**DATA ROWS:**
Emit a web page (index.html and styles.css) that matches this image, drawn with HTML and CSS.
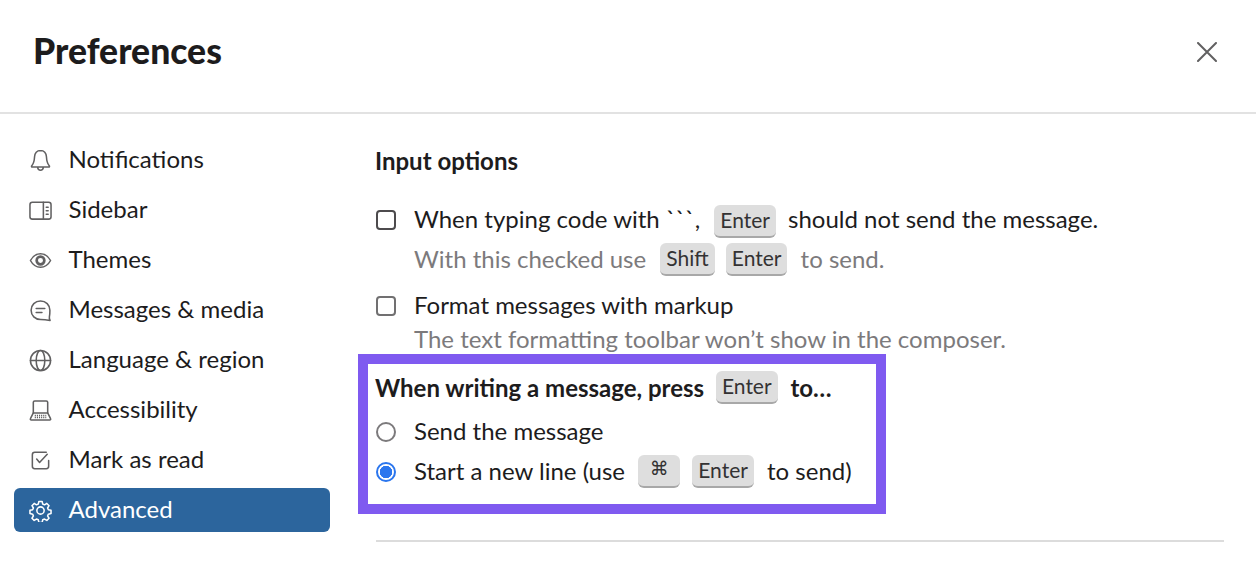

---

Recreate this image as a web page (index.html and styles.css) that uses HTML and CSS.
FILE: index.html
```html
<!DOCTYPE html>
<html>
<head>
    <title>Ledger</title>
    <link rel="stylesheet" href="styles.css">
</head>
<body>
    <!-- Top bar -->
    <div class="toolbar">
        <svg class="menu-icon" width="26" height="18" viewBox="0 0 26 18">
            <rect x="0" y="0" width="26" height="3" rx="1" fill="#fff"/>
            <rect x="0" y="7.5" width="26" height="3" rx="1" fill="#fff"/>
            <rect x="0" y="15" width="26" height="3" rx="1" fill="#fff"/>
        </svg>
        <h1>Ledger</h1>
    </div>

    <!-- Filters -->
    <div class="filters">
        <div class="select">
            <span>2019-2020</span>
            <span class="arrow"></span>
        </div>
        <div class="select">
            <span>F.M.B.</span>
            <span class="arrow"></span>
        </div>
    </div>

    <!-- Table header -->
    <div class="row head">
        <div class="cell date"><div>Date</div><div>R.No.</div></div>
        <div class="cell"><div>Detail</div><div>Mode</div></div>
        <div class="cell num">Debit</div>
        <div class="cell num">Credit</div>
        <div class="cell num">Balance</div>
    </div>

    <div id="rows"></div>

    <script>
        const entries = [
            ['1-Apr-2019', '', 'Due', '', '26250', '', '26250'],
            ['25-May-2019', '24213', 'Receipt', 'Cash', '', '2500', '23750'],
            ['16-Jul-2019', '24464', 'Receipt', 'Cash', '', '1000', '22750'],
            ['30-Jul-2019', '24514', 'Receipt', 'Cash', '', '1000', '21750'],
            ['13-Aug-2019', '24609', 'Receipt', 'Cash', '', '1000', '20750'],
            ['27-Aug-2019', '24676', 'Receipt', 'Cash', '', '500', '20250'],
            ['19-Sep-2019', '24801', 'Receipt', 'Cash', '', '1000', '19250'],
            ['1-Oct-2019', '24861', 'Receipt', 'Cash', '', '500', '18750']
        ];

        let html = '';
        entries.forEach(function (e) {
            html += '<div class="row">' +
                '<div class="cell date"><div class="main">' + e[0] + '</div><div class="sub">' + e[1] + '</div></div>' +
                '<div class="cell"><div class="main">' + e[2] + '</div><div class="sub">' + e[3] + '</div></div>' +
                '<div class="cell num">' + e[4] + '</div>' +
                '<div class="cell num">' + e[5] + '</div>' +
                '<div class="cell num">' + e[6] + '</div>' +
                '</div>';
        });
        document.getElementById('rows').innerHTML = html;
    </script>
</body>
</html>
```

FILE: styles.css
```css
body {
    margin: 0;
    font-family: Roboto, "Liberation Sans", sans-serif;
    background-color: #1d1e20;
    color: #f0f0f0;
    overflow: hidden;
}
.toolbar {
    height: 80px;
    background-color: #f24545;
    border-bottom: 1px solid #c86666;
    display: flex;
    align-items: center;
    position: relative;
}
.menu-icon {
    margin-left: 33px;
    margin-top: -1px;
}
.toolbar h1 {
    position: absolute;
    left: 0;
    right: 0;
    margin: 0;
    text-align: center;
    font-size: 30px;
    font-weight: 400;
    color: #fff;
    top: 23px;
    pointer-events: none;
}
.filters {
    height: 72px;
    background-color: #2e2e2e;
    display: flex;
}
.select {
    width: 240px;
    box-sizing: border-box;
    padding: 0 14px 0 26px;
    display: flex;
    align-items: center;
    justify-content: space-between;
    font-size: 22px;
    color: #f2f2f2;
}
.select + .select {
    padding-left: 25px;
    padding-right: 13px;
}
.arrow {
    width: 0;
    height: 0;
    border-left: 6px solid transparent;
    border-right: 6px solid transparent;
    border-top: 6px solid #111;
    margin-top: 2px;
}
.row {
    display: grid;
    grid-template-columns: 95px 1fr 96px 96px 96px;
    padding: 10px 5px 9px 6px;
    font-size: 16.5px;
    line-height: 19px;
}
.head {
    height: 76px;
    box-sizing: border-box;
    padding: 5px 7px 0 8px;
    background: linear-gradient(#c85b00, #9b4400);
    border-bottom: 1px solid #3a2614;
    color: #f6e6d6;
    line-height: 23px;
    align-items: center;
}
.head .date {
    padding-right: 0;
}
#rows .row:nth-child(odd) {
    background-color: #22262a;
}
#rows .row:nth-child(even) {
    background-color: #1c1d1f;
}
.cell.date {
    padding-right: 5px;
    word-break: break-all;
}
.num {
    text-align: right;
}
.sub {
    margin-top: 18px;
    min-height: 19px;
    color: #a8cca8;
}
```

--

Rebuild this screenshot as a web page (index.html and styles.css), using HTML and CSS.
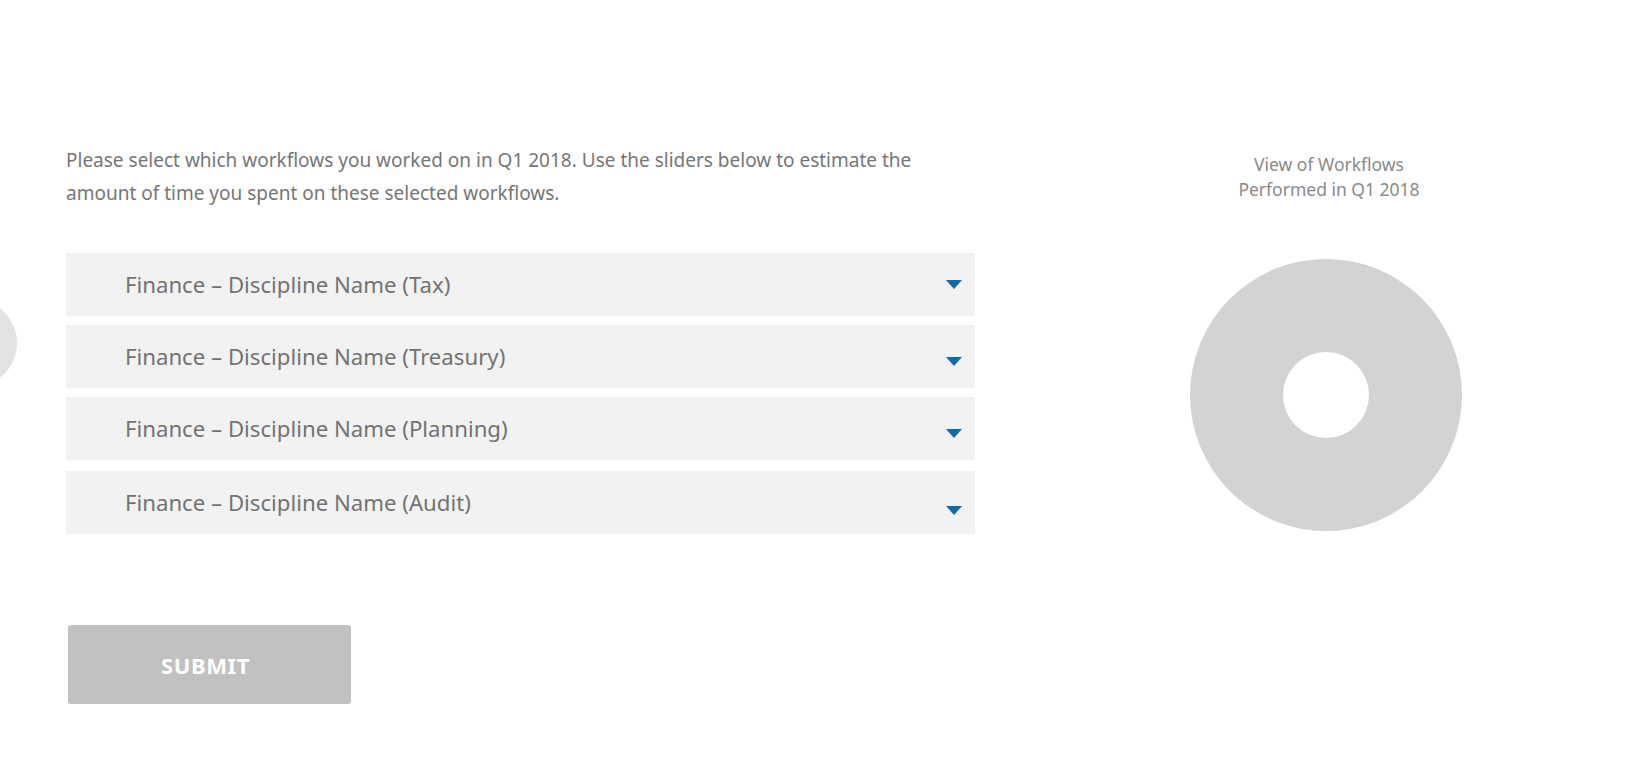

**WHAT IS EXPECTED:** Search the data above for lines holding "page" and copy each of them.

**ANSWER TO THE PROBLEM:**
Emit a web page (index.html and styles.css) that matches this image, drawn with HTML and CSS.
Recreate this image as a web page (index.html and styles.css) that uses HTML and CSS.
Rebuild this screenshot as a web page (index.html and styles.css), using HTML and CSS.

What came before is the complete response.